Probing the nature of loss—actual and feared

With a quirky poignance, Dannye Romine Powell’s third collection probes the nature of loss—loss that's actual and loss that's feared. In these poems, loss takes many guises. With its ferny breath, loss is sometimes the lover who waits in secret on the porch. Sometimes even loss recognizes the feeling of loss and "calls the cops / to say his best friend / went fishing and won't answer his phone." Often, the poet mourns a loss of innocence, as when she learns, after attending the funeral of a friend, that the dead woman's husband has a history of infidelity.
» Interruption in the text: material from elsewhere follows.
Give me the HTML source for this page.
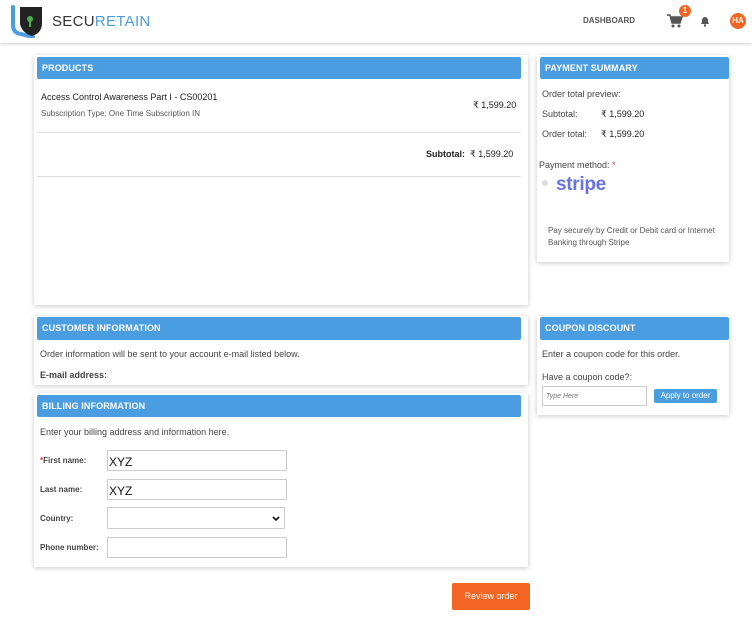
<!DOCTYPE html>
<html><head><meta charset="utf-8"><style>
*{margin:0;padding:0;box-sizing:border-box}
body{width:752px;height:617px;background:#fff;font-family:"Liberation Sans",Arial,sans-serif;position:relative;overflow:hidden;color:#333}
.a{position:absolute}
.hdr{left:0;top:0;width:752px;height:43px;background:#fff;box-shadow:0 1px 3px rgba(0,0,0,.2)}
.card{background:#fff;box-shadow:0 1px 5px rgba(0,0,0,.22)}
.bar{background:#4a9de0;color:#fff;font-size:9px;font-weight:bold;padding-left:5px;line-height:22px;border-radius:2px;letter-spacing:.1px}
.t{font-size:9px;color:#444;white-space:nowrap}
.inp{border:1px solid #ccc;background:#fff}
.lbl{font-size:8px;font-weight:bold;color:#444}
</style></head><body>
<div class="a hdr"></div>
<svg class="a" style="left:10px;top:4px" width="40" height="34" viewBox="0 0 40 34">
<path d="M3 3 v18 q0 8 8 9 l12 3" stroke="#4a9de0" stroke-width="4" fill="none" stroke-linecap="round"/>
<path d="M10 3 h22 v16 q0 10 -10 13 q-10 -3 -12 -12 z" fill="#222"/>
<circle cx="20" cy="15" r="3" fill="#4caf50"/><rect x="19" y="16" width="2" height="7" fill="#4caf50"/>
</svg>
<div class="a" style="left:52px;top:13px;font-size:15px;color:#333;letter-spacing:.3px">SECU<span style="color:#4a9de0">RETAIN</span></div>
<div class="a" style="left:583px;top:16px;font-size:8px;font-weight:bold;color:#555">DASHBOARD</div>
<svg class="a" style="left:667px;top:14px" width="16" height="14" viewBox="0 0 16 14"><path d="M0 1h3l2 8h8l2-6H4" fill="#555" stroke="#555" stroke-width="1.5"/><circle cx="6" cy="12" r="1.5" fill="#555"/><circle cx="12" cy="12" r="1.5" fill="#555"/></svg>
<div class="a" style="left:679px;top:5px;width:12px;height:12px;border-radius:50%;background:#f26522;color:#fff;font-size:8px;font-weight:bold;text-align:center;line-height:12px">1</div>
<svg class="a" style="left:700px;top:16px" width="10" height="11" viewBox="0 0 10 11"><path d="M1 8h8l-1-2V4a3 3 0 0 0-6 0v2z" fill="#555"/><circle cx="5" cy="9.5" r="1.2" fill="#555"/></svg>
<div class="a" style="left:730px;top:13px;width:16px;height:16px;border-radius:50%;background:#f26522;color:#fff;font-size:8px;font-weight:bold;text-align:center;line-height:16px">HA</div>

<div class="a card" style="left:34px;top:55px;width:494px;height:250px"></div>
<div class="a bar" style="left:37px;top:57px;width:484px">PRODUCTS</div>
<div class="a t" style="left:41px;top:92px;color:#222">Access Control Awareness Part I - CS00201</div>
<div class="a t" style="left:41px;top:109px;font-size:8px;color:#555">Subscription Type: One Time Subscription IN</div>
<div class="a t" style="left:473px;top:100px;color:#222">₹ 1,599.20</div>
<div class="a" style="left:37px;top:132px;width:484px;height:1px;background:#ddd"></div>
<div class="a t" style="left:426px;top:149px;color:#222"><b>Subtotal:</b>&nbsp;&nbsp;₹ 1,599.20</div>
<div class="a" style="left:37px;top:176px;width:484px;height:1px;background:#ddd"></div>

<div class="a card" style="left:537px;top:55px;width:192px;height:207px"></div>
<div class="a bar" style="left:540px;top:57px;width:189px">PAYMENT SUMMARY</div>
<div class="a t" style="left:542px;top:89px">Order total preview:</div>
<div class="a t" style="left:542px;top:109px">Subtotal:</div><div class="a t" style="left:601px;top:109px;color:#222">₹ 1,599.20</div>
<div class="a t" style="left:542px;top:129px">Order total:</div><div class="a t" style="left:601px;top:129px;color:#222">₹ 1,599.20</div>
<div class="a t" style="left:539px;top:160px">Payment method: <span style="color:#e33">*</span></div>
<div class="a" style="left:542px;top:180px;width:6px;height:6px;border-radius:50%;background:#ddd"></div>
<div class="a" style="left:556px;top:174px;font-size:19px;font-weight:bold;color:#6772e5;letter-spacing:-.3px">stripe</div>
<div class="a t" style="left:548px;top:225px;font-size:8px;line-height:12px;color:#555">Pay securely by Credit or Debit card or Internet<br>Banking through Stripe</div>

<div class="a card" style="left:34px;top:316px;width:494px;height:69px"></div>
<div class="a bar" style="left:37px;top:317px;width:484px;line-height:23px">CUSTOMER INFORMATION</div>
<div class="a t" style="left:40px;top:349px">Order information will be sent to your account e-mail listed below.</div>
<div class="a t" style="left:40px;top:370px;font-weight:bold">E-mail address:</div>

<div class="a card" style="left:34px;top:393px;width:494px;height:174px"></div>
<div class="a bar" style="left:37px;top:395px;width:484px">BILLING INFORMATION</div>
<div class="a t" style="left:40px;top:427px">Enter your billing address and information here.</div>
<div class="a lbl" style="left:40px;top:456px"><span style="color:#e33">*</span>First name:</div>
<div class="a inp" style="left:107px;top:450px;width:180px;height:21px;font-size:12px;padding:4px 0 0 1px;color:#111">XYZ</div>
<div class="a lbl" style="left:40px;top:485px">Last name:</div>
<div class="a inp" style="left:107px;top:479px;width:180px;height:21px;font-size:12px;padding:4px 0 0 1px;color:#111">XYZ</div>
<div class="a lbl" style="left:40px;top:514px">Country:</div>
<div class="a inp" style="left:107px;top:507px;width:178px;height:22px"></div>
<svg class="a" style="left:272px;top:516px" width="8" height="6" viewBox="0 0 8 6"><path d="M1 1l3 3 3-3" stroke="#111" stroke-width="1.6" fill="none"/></svg>
<div class="a lbl" style="left:40px;top:543px">Phone number:</div>
<div class="a inp" style="left:107px;top:537px;width:180px;height:21px"></div>

<div class="a card" style="left:537px;top:316px;width:192px;height:99px"></div>
<div class="a bar" style="left:540px;top:317px;width:189px;line-height:23px">COUPON DISCOUNT</div>
<div class="a t" style="left:542px;top:349px">Enter a coupon code for this order.</div>
<div class="a t" style="left:542px;top:372px">Have a coupon code?:</div>
<div class="a inp" style="left:542px;top:386px;width:105px;height:20px;font-size:7px;font-style:italic;color:#777;padding:6px 0 0 3px">Type Here</div>
<div class="a" style="left:654px;top:389px;width:63px;height:14px;background:#4a9de0;border-radius:2px;color:#fff;font-size:8px;text-align:center;line-height:14px">Apply to order</div>

<div class="a" style="left:452px;top:583px;width:78px;height:27px;background:#f26522;border-radius:2px;color:#fff;font-size:9px;text-align:center;line-height:27px">Review order</div>
</body></html>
There's also the loss of romantic love, as when the woman "pulls / toward shore, a shore she calls by a name / she swore she'd never breathe again."
At the heart of this collection, however, is the poet's dread of losing an alcoholic son, a son whose anticipated death provokes the poet into a dialogue with "Mrs. Caldwell," the fictional hero of Camilo Jose Cela's novel, Mrs. Caldwell Speaks to Her Son. The poet chides Mrs. Caldwell, who mourns her son Eliacim's death at sea, while at the same time, she aligns herself with her: "Certain words, Mrs. C., we mothers must not utter / to our sons. I keep a list. Slippers is one. Lilac another. Wreath. Tremble, Perfumed. Silk. Flutter. And, barefoot, of course."
This fear of loss prompts the poet to consider how she might tell her alcoholic son's young daughter of his death, should it happen. "Perhaps I should begin today," she muses, "stringing / her a necklace of bees. When they bite / and welts quilt her face, when her lips / whiten and swell, I'll take her by the shoulders. ‘Child, listen to me. / One day, you'll see. These stings / are nothing. Nothing at all.’"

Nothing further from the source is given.